Paris is the one place where I'm not content to be an idle traveler. The first time I visited, nearly 6 years ago, I had only scheduled one night. I thought - what a cliche, how great can it be? What I didn't expect was how much it would resonate with me and inspire me. Sometimes there are reasons for cliches :) When I returned home after that first trip, I began to study French. I wanted to interact with the city the next time I returned. I wanted to understand and be understood.

Six years and four visits later, the city still has that effect on me. Yet though I've been learning French for awhile now, I found myself having difficulty actually using it while I'm in France. It's not necessarily because I don't understand the accents or the language. There was some other block happening.

Which brings me to the question I've been living for a few years now. In Buddhism, we believe that everyone has their own perception of reality. The circumstances and experiences that I've had lead me to perceive the world and my interactions in a certain way. And each individual's reality is created by this accumulation of experiences. There's not one reality that is the 'real' one. Because there's not one universal accumulation of experiences had by everyone.

My friend Ellen and I often talk about 'shared reality' - where one person's reality comes up against another. Not just a person - we see it happening with the protests around the country, in everyday relationships, in families. In the best scenario, we find the common ground between each of our realities and we make the 'shared reality' work. In the worst scenario, we see only our own reality and refuse to accept the legitimacy of another's.

This is where the ego (fear) comes in. When our reality is affirmed by those around us, we feel secure and safe. We express ourselves freely and feel confident that our actions and expressions are valid because the shared reality mirrors them in some way. When our reality is different from those around us, we can feel threatened and insecure, afraid to act and express ourselves for fear of having our reality negated or rejected by the shared reality.

There are two extreme ways of interacting within the shared reality - to push our individual reality on others or to reject our own reality and try to blend in with the external reality. My personal habit is to reject my own reality and kind of coast within the shared reality, keeping my own expression to myself. Yet when something is very important to me, I reach a point where I must express myself.
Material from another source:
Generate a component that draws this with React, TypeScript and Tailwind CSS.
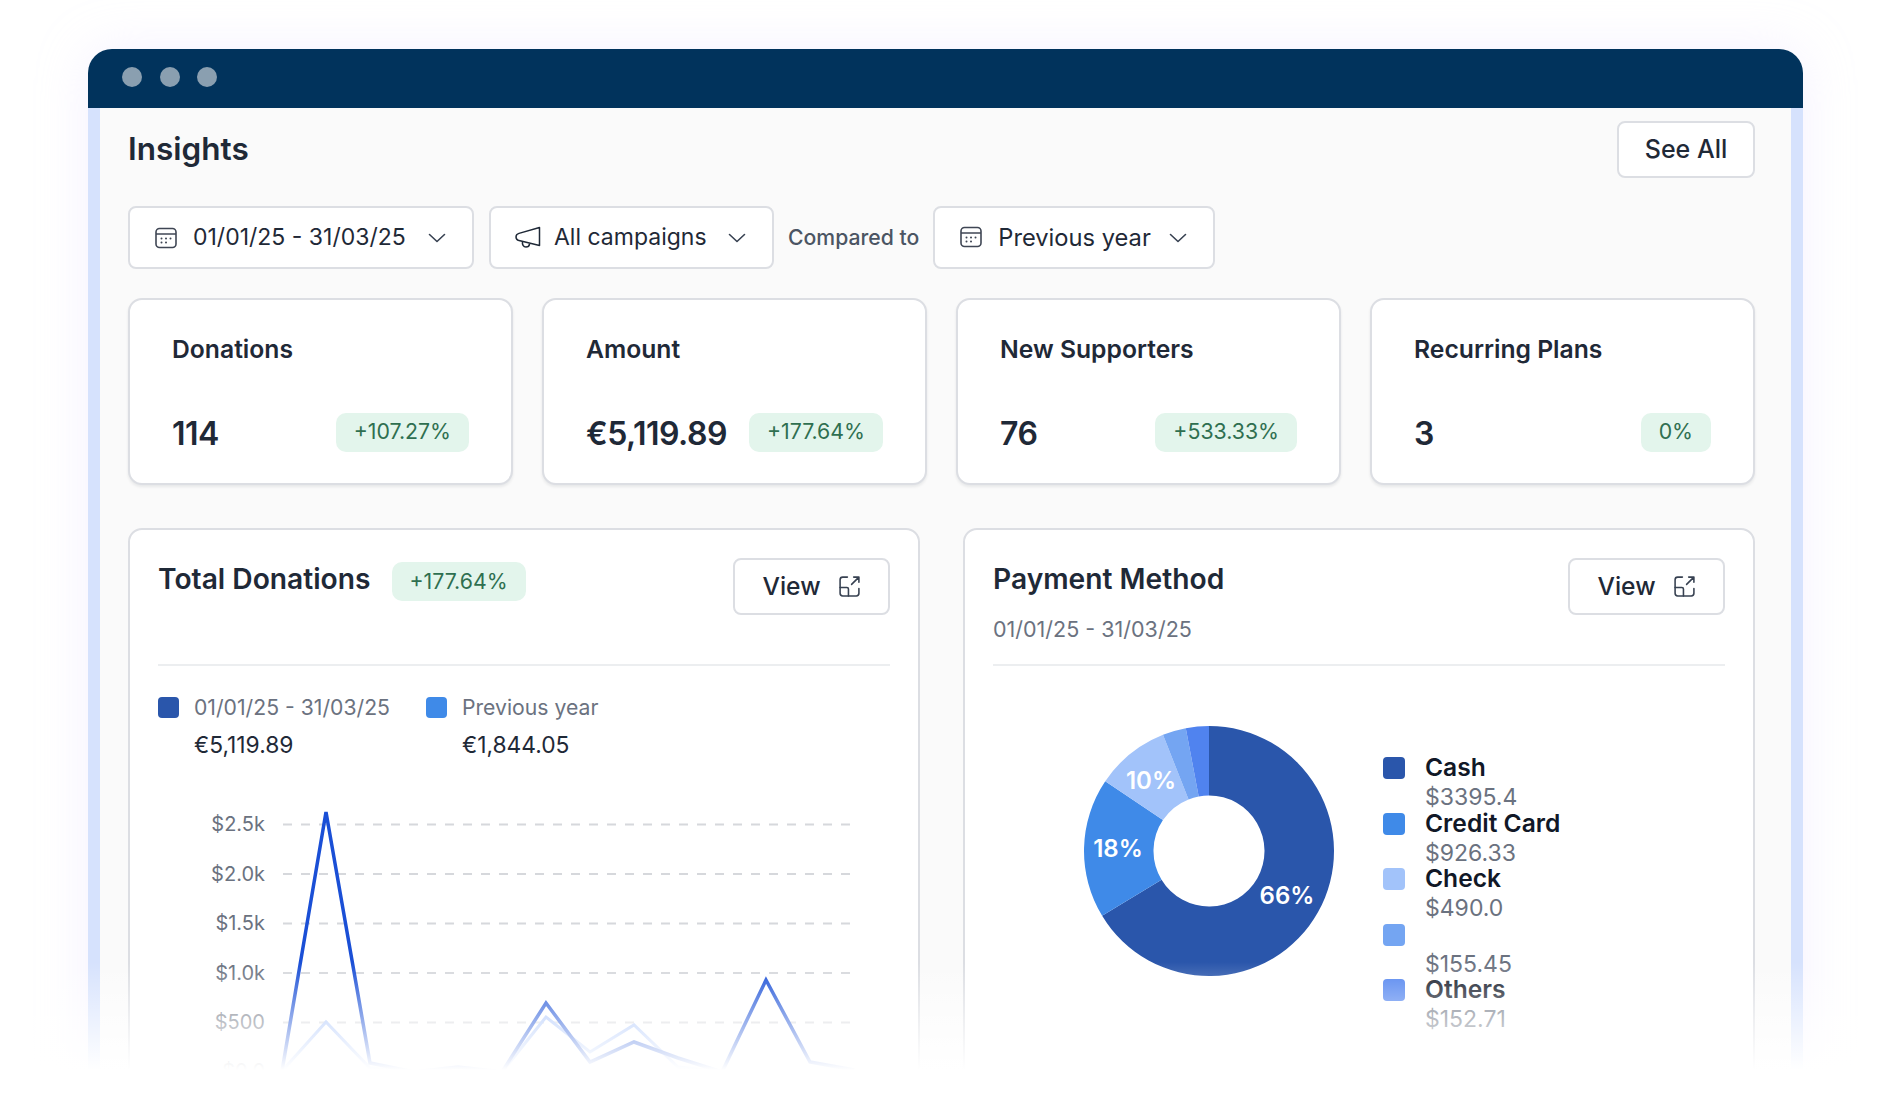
const inter = "font-['Inter',sans-serif]";

const stats = [
  { title: 'Donations', value: '114', change: '+107.27%' },
  { title: 'Amount', value: '€5,119.89', change: '+177.64%' },
  { title: 'New Supporters', value: '76', change: '+533.33%' },
  { title: 'Recurring Plans', value: '3', change: '0%' },
];

const yTicks = [
  { label: '$2.5k', y: 24 },
  { label: '$2.0k', y: 73.5 },
  { label: '$1.5k', y: 123 },
  { label: '$1.0k', y: 172.5 },
  { label: '$500', y: 222 },
  { label: '$0.0', y: 271 },
];

const current = [271, 12, 263, 272, 267, 272, 203, 262, 242, 258, 272, 180, 262, 270];
const previous = [271, 222, 268, 272, 272, 272, 217, 252, 225, 267, 272, 272, 272, 272];

const methods = [
  { name: 'Cash', amount: '$3395.4', color: 'bg-[#2a56ab]' },
  { name: 'Credit Card', amount: '$926.33', color: 'bg-[#3f8ae8]' },
  { name: 'Check', amount: '$490.0', color: 'bg-[#a2c3fa]' },
  { name: '', amount: '$155.45', color: 'bg-[#74a5f2]' },
  { name: 'Others', amount: '$152.71', color: 'bg-[#5083ef]' },
];

const slices = [
  { from: 0, to: 238.75, fill: '#2a56ab' },
  { from: 238.75, to: 303.9, fill: '#3f8ae8' },
  { from: 303.9, to: 338.4, fill: '#a2c3fa' },
  { from: 338.4, to: 349.3, fill: '#74a5f2' },
  { from: 349.3, to: 360, fill: '#5083ef' },
];

const toPoints = (values: number[]) => values.map((y, i) => `${83 + i * 44},${y}`).join(' ');

const slicePath = (from: number, to: number) => {
  const polar = (deg: number, r: number) => {
    const a = ((deg - 90) * Math.PI) / 180;
    return `${130 + r * Math.cos(a)} ${130 + r * Math.sin(a)}`;
  };
  const large = to - from > 180 ? 1 : 0;
  return `M${polar(from, 125)} A125 125 0 ${large} 1 ${polar(to, 125)} L${polar(to, 55.5)} A55.5 55.5 0 ${large} 0 ${polar(from, 55.5)} Z`;
};

const CalendarIcon = () => (
  <svg width="24" height="24" viewBox="0 0 24 24" fill="none" stroke="#3f4654" strokeWidth="1.6" className="shrink-0">
    <rect x="2" y="2.5" width="20" height="19" rx="3.5" />
    <path d="M2 8h20" />
    <path d="M7.5 12.5h.01M12 12.5h.01M16.5 12.5h.01M7.5 16.5h.01M12 16.5h.01" strokeWidth="2" strokeLinecap="round" />
  </svg>
);

const MegaphoneIcon = () => (
  <svg width="26" height="26" viewBox="0 0 26 26" fill="none" stroke="#1f2937" strokeWidth="1.5" strokeLinejoin="round" className="shrink-0">
    <path d="M24.5 2.5v18L4 15.6C2 15 1 13.6 1 12s1-3 3-3.6L24.5 2.5z" />
    <path d="M7.5 16.5c-.5 3 .8 5.5 3.5 5.5 2 0 3.3-1.2 3.6-3.2" />
  </svg>
);

const Chevron = () => (
  <svg width="18" height="10" viewBox="0 0 18 10" fill="none" stroke="#374151" strokeWidth="1.6" strokeLinecap="round" strokeLinejoin="round" className="shrink-0">
    <path d="M1.5 1.5 9 8.5l7.5-7" />
  </svg>
);

const ExpandIcon = () => (
  <svg width="23" height="23" viewBox="0 0 22 22" fill="none" stroke="#374151" strokeWidth="1.5" strokeLinecap="round" strokeLinejoin="round" className="shrink-0">
    <path d="M9 2H4.5A2.5 2.5 0 0 0 2 4.5v13A2.5 2.5 0 0 0 4.5 20h13a2.5 2.5 0 0 0 2.5-2.5V13" />
    <path d="M2 12h6.5a1.5 1.5 0 0 1 1.5 1.5V20" />
    <path d="M13 9l7-7M15 2h5v5" />
  </svg>
);

function Badge({ text, className = '' }: { text: string; className?: string }) {
  return (
    <span className={`inline-flex h-[39px] items-center rounded-[10px] bg-[#e3f5ec] px-[18px] text-[21.3px] text-[#2f6f50] ${className}`}>
      {text}
    </span>
  );
}

function Filter({ children, width }: { children: React.ReactNode; width: string }) {
  return (
    <div className={`flex h-[63px] items-center justify-between rounded-[8px] border-2 border-[#dcdee3] bg-white pl-[24px] pr-[26px] text-[#1f2937] ${width}`}>
      {children}
    </div>
  );
}

function ViewButton() {
  return (
    <div className="flex h-[57px] w-[157px] shrink-0 items-center justify-center gap-[17px] rounded-[8px] border-2 border-[#dcdee3] bg-white text-[24.6px] font-medium text-[#1f2937]">
      View
      <ExpandIcon />
    </div>
  );
}

function LegendItem({ color, label, value }: { color: string; label: string; value: string }) {
  return (
    <div className="grid grid-cols-[21px_auto] gap-x-[15px]">
      <span className={`mt-[10px] h-[21px] w-[21px] rounded-[4px] ${color}`} />
      <span className="text-[21.2px] leading-[40px] text-[#6b7280]">{label}</span>
      <span />
      <span className="text-[22.8px] leading-[35px] text-[#1f2937]">{value}</span>
    </div>
  );
}

function LineChart() {
  return (
    <svg width="680" height="320" viewBox="0 0 680 320" className="ml-[41px] mt-[38px] block" fill="none">
      {yTicks.map((tick) => (
        <g key={tick.label}>
          <text x="66" y={tick.y + 7} textAnchor="end" fontSize="20" fill="#6b7280" fontFamily="Inter, sans-serif">
            {tick.label}
          </text>
          {tick.label !== '$0.0' && (
            <line x1="84" x2="657" y1={tick.y + 0.5} y2={tick.y + 0.5} stroke="#d6d8dc" strokeWidth="2" strokeDasharray="9 9" />
          )}
        </g>
      ))}
      <polyline points={toPoints(previous)} stroke="#a9c4fb" strokeWidth="3" strokeLinejoin="miter" />
      <polyline points={toPoints(current)} stroke="#1a4fd6" strokeWidth="3.5" strokeLinejoin="miter" />
    </svg>
  );
}

function Donut() {
  return (
    <svg width="260" height="260" viewBox="0 0 260 260" className="shrink-0">
      {slices.map((s) => (
        <path key={s.fill} d={slicePath(s.from, s.to)} fill={s.fill} />
      ))}
      <g fill="#fff" fontSize="24" fontWeight="600" textAnchor="middle" fontFamily="Inter, sans-serif">
        <text x="208" y="183">66%</text>
        <text x="39" y="136">18%</text>
        <text x="72" y="68">10%</text>
      </g>
    </svg>
  );
}

export default function App() {
  return (
    <div className={`relative h-[1106px] overflow-hidden bg-white px-[88px] pt-[49px] ${inter}`}>
      <div className="h-[1100px] w-[1715px] overflow-hidden rounded-t-[24px] shadow-[0_0_50px_rgba(225,215,255,0.35)]">
        {/* Title bar */}
        <div className="flex h-[59px] items-center gap-[17.5px] bg-[#01335c] pb-[3px] pl-[34px]">
          <span className="h-[20px] w-[20px] rounded-full bg-[#8a9fb0]" />
          <span className="h-[20px] w-[20px] rounded-full bg-[#8a9fb0]" />
          <span className="h-[20px] w-[20px] rounded-full bg-[#8a9fb0]" />
        </div>

        <div className="h-full border-x-[12px] border-[#d6e2fd] bg-[#fafafa] pl-[28px] pr-[36px] pt-[13px]">
          {/* Heading */}
          <div className="flex items-center justify-between">
            <h1 className="pb-[2px] text-[31.5px] font-semibold leading-[54px] text-[#1f2937]">Insights</h1>
            <div className="flex h-[57px] w-[138px] items-center justify-center rounded-[8px] border-2 border-[#dcdee3] bg-white text-[25px] font-medium text-[#1f2937]">
              See All
            </div>
          </div>

          {/* Filters */}
          <div className="mt-[28px] flex items-center">
            <Filter width="w-[346px] text-[23px]">
              <span className="flex items-center gap-[15px]">
                <CalendarIcon />
                01/01/25 - 31/03/25
              </span>
              <Chevron />
            </Filter>
            <div className="ml-[15px]">
              <Filter width="w-[285px] text-[23px]">
                <span className="flex items-center gap-[13px]">
                  <MegaphoneIcon />
                  All campaigns
                </span>
                <Chevron />
              </Filter>
            </div>
            <span className="ml-[14px] mr-[14px] text-[21.2px] font-medium text-[#4b5563]">Compared to</span>
            <Filter width="w-[282px] text-[23.7px]">
              <span className="flex items-center gap-[15px]">
                <CalendarIcon />
                Previous year
              </span>
              <Chevron />
            </Filter>
          </div>

          {/* Stat cards */}
          <div className="mt-[29px] grid grid-cols-4 gap-[29px]">
            {stats.map((stat) => (
              <div
                key={stat.title}
                className="h-[187px] rounded-[14px] border-2 border-[#dcdee3] bg-white pl-[42px] pr-[42px] pt-[32px] shadow-[0_2px_3px_rgba(17,24,39,0.08)]"
              >
                <div className="text-[24.7px] font-semibold leading-[34px] text-[#1f2937]">{stat.title}</div>
                <div className="mt-[44px] flex items-center justify-between">
                  <span className="relative top-[3px] text-[32px] font-semibold leading-[42px] tracking-[-0.5px] text-[#1f2937]">{stat.value}</span>
                  <Badge text={stat.change} className="relative top-[1px]" />
                </div>
              </div>
            ))}
          </div>

          {/* Chart cards */}
          <div className="mt-[43px] grid grid-cols-[792px_792px] justify-between">
            <div className="h-[620px] rounded-[14px] border-2 border-[#dcdee3] bg-white px-[28px] pt-[28px]">
              <div className="flex h-[108px] items-start justify-between border-b-2 border-[#eceef0]">
                <div className="flex items-start gap-[21px]">
                  <h2 className="text-[28.2px] font-semibold leading-[42px] text-[#1f2937]">Total Donations</h2>
                  <Badge text="+177.64%" className="mt-[4px]" />
                </div>
                <ViewButton />
              </div>
              <div className="mt-[21px] flex gap-[36px]">
                <LegendItem color="bg-[#2a56ab]" label="01/01/25 - 31/03/25" value="€5,119.89" />
                <LegendItem color="bg-[#3f8ae8]" label="Previous year" value="€1,844.05" />
              </div>
              <LineChart />
            </div>

            <div className="h-[620px] rounded-[14px] border-2 border-[#dcdee3] bg-white px-[28px] pt-[28px]">
              <div className="flex h-[108px] items-start justify-between border-b-2 border-[#eceef0]">
                <div>
                  <h2 className="text-[28.2px] font-semibold leading-[42px] text-[#1f2937]">Payment Method</h2>
                  <p className="mt-[13px] text-[21.5px] leading-[33px] text-[#6b7280]">01/01/25 - 31/03/25</p>
                </div>
                <ViewButton />
              </div>
              <div className="mt-[55px] flex items-start pl-[86px]">
                <Donut />
                <div className="ml-[44px] mt-[31px]">
                  {methods.map((m) => (
                    <div key={m.amount} className="grid h-[55.5px] grid-cols-[22px_auto] gap-x-[20px]">
                      <span className={`mt-[5px] h-[22px] w-[22px] rounded-[4px] ${m.color}`} />
                      <div>
                        <div className="h-[30px] text-[24.6px] font-semibold leading-[30px] text-[#111827]">{m.name}</div>
                        <div className="text-[23px] leading-[30px] text-[#6b7280]">{m.amount}</div>
                      </div>
                    </div>
                  ))}
                </div>
              </div>
            </div>
          </div>
        </div>
      </div>

      {/* bottom fade over the window */}
      <div className="absolute inset-x-0 top-[962px] h-[108px] bg-gradient-to-b from-white/0 to-white" />
      <div className="absolute inset-x-0 top-[1070px] h-[36px] bg-white" />
    </div>
  );
}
This happened recently with the protests. My political feelings were mirrored by the occupy wall street movement and I felt moved to go beyond my comfortable actions - petition signing, writing to congress representives and senators - and join marches and carry signs. This was kinda traumatic for me. It felt almost vulgar to be expressing my political opinion so publicly. It felt like the other extreme - forcing my individual reality on the shared reality. But I had reached a point, long ago actually, where I felt like I could no longer be silent in my feelings about certain practices in our government. At that point, the fear of feeling rejected by the shared reality was less urgent than my conviction about my own belief. As the protests became more combative across the country, I wondered where the middle ground was in this situation.
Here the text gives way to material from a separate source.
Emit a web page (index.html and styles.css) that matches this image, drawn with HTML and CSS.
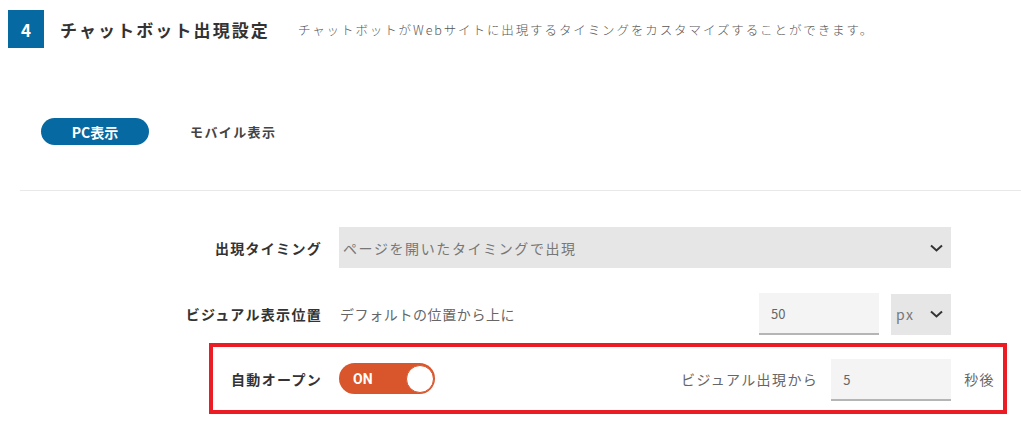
FILE: index.html
```html
<!DOCTYPE html>
<html lang="ja">
<head>
<meta charset="utf-8">
<link rel="stylesheet" href="styles.css">
</head>
<body>
<div class="header">
  <div class="badge">4</div>
  <h1 class="title">チャットボット出現設定</h1>
  <p class="desc">チャットボットがWebサイトに出現するタイミングをカスタマイズすることができます。</p>
</div>
<div class="tabs">
  <div class="tab active">PC表示</div>
  <div class="tab">モバイル表示</div>
</div>
<div class="divider"></div>
<div class="form">
  <div class="row">
    <div class="label">出現タイミング</div>
    <div class="field">
      <div class="select wide">
        <span class="select-text">ページを開いたタイミングで出現</span>
        <svg class="chev" width="13" height="8" viewBox="0 0 13 8"><path d="M1 1.5 L6.5 6.5 L12 1.5" fill="none" stroke="#333" stroke-width="2"/></svg>
      </div>
    </div>
  </div>
  <div class="row row2">
    <div class="label">ビジュアル表示位置</div>
    <div class="field">
      <span class="plain">デフォルトの位置から上に</span>
      <div class="input num">50</div>
      <div class="select unit">
        <span class="select-text">px</span>
        <svg class="chev" width="13" height="8" viewBox="0 0 13 8"><path d="M1 1.5 L6.5 6.5 L12 1.5" fill="none" stroke="#333" stroke-width="2"/></svg>
      </div>
    </div>
  </div>
</div>
<div class="auto-row">
  <div class="label auto-label">自動オープン</div>
  <div class="toggle"><span class="toggle-text">ON</span><span class="knob"></span></div>
  <div class="right">
    <span class="plain">ビジュアル出現から</span>
    <div class="input sec">5</div>
    <span class="plain">秒後</span>
  </div>
</div>
</body>
</html>
```
FILE: styles.css
```css
* { box-sizing: border-box; }
body {
  margin: 0;
  font-family: "Noto Sans CJK JP", "Noto Sans", sans-serif;
  background: #fff;
  color: #333;
  width: 1021px;
  height: 427px;
  overflow: hidden;
}
.header {
  display: flex;
  align-items: center;
  padding: 10px 0 0 8px;
}
.badge {
  width: 36px;
  height: 38px;
  background: #0669a2;
  color: #fff;
  font-weight: 700;
  font-size: 17px;
  display: flex;
  align-items: center;
  justify-content: center;
}
.title {
  margin: 0 0 0 16px;
  font-size: 17px;
  font-weight: 700;
  letter-spacing: 2.1px;
  color: #333;
}
.desc {
  margin: 0 0 0 28px;
  font-size: 12.5px;
  font-weight: 300;
  color: #555;
  letter-spacing: 1.9px;
}
.tabs {
  display: flex;
  align-items: center;
  margin: 70px 0 0 41px;
}
.tab {
  font-size: 13px;
  font-weight: 700;
  color: #444;
  letter-spacing: 1.4px;
}
.tab.active {
  width: 108px;
  height: 27px;
  border-radius: 14px;
  background: #0669a2;
  color: #fff;
  font-size: 14px;
  display: flex;
  align-items: center;
  justify-content: center;
  letter-spacing: 0;
  margin-right: 41px;
}
.divider {
  margin: 45px 0 0 20px;
  height: 1px;
  background: #e8e8e8;
}
.form {
  margin: 36px 0 0 170px;
}
.row {
  display: flex;
  align-items: center;
  gap: 17px;
}
.row2 { margin-top: 25px; }
.label {
  width: 152px;
  text-align: right;
  font-size: 14px;
  font-weight: 700;
  letter-spacing: 1.3px;
  color: #333;
}
.field {
  width: 612px;
  display: flex;
  align-items: center;
}
.select {
  height: 41px;
  background: #e6e6e6;
  display: flex;
  align-items: center;
  justify-content: space-between;
  padding: 0 8px 0 4px;
}
.select.wide { width: 612px; }
.select.unit { width: 60px; height: 41px; margin-left: 12px; padding-left: 5px; }
.select-text {
  font-size: 14px;
  color: #777;
  letter-spacing: 1.6px;
}
.plain {
  font-size: 14px;
  color: #666;
  letter-spacing: 0.6px;
  margin-left: 1px;
}
.input {
  background: #f4f4f4;
  border-bottom: 2px solid #b5b5b5;
  height: 42px;
  width: 120px;
  display: flex;
  align-items: center;
  padding-left: 12px;
  font-size: 13px;
  color: #666;
}
.input.num { margin-left: auto; }
.auto-row {
  margin: 8px 0 0 209px;
  width: 798px;
  height: 71px;
  border: 4px solid #ec1c24;
  display: flex;
  align-items: center;
  padding-right: 8px;
}
.auto-label {
  width: 109px;
  margin-right: 17px;
}
.toggle {
  width: 96px;
  height: 31px;
  border-radius: 16px;
  background: #d9552b;
  display: flex;
  align-items: center;
  justify-content: space-between;
  padding: 0 1px 0 14px;
}
.toggle-text {
  color: #fff;
  font-weight: 700;
  font-size: 14px;
  font-family: Roboto, "Noto Sans", sans-serif;
}
.knob {
  width: 28px;
  height: 28px;
  border-radius: 50%;
  background: #fff;
  border: 1px solid #d9552b;
}
.right {
  margin-left: auto;
  display: flex;
  align-items: center;
}
.right .plain { letter-spacing: 1.4px; }
.input.sec { margin: 3px 12px 0 13px; height: 42px; padding-left: 12px; }
```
In Paris, I've been pushed to express myself in the shared reality from a different emotion. Not dissatisfaction with the shared environment, but rather a feeling of resonance with it. Since my first trip there, I've wanted to dig deeper and find out what it is about Paris that feels so comfortable to me. I've wanted to express myself and be part of the environment, no longer content to be an idle spectator. Yet I find myself with a different struggle. A language barrier that goes beyond irregular verbs and the correct placement of pronouns in a sentence. I find that when faced with an opportunity to interact with Paris, through individuals or a situation, I fall back on the trusty old 'Je ne parle pas francais.'

I understand a bit and I could actually express myself if I felt I had time, but in the pressure of the moment I find myself unclear on the shared reality and also a bit unclear on my individual reality. And in these moments it's easy to lose the feeling of resonance -to feel instead the confusion and fear of being an outsider.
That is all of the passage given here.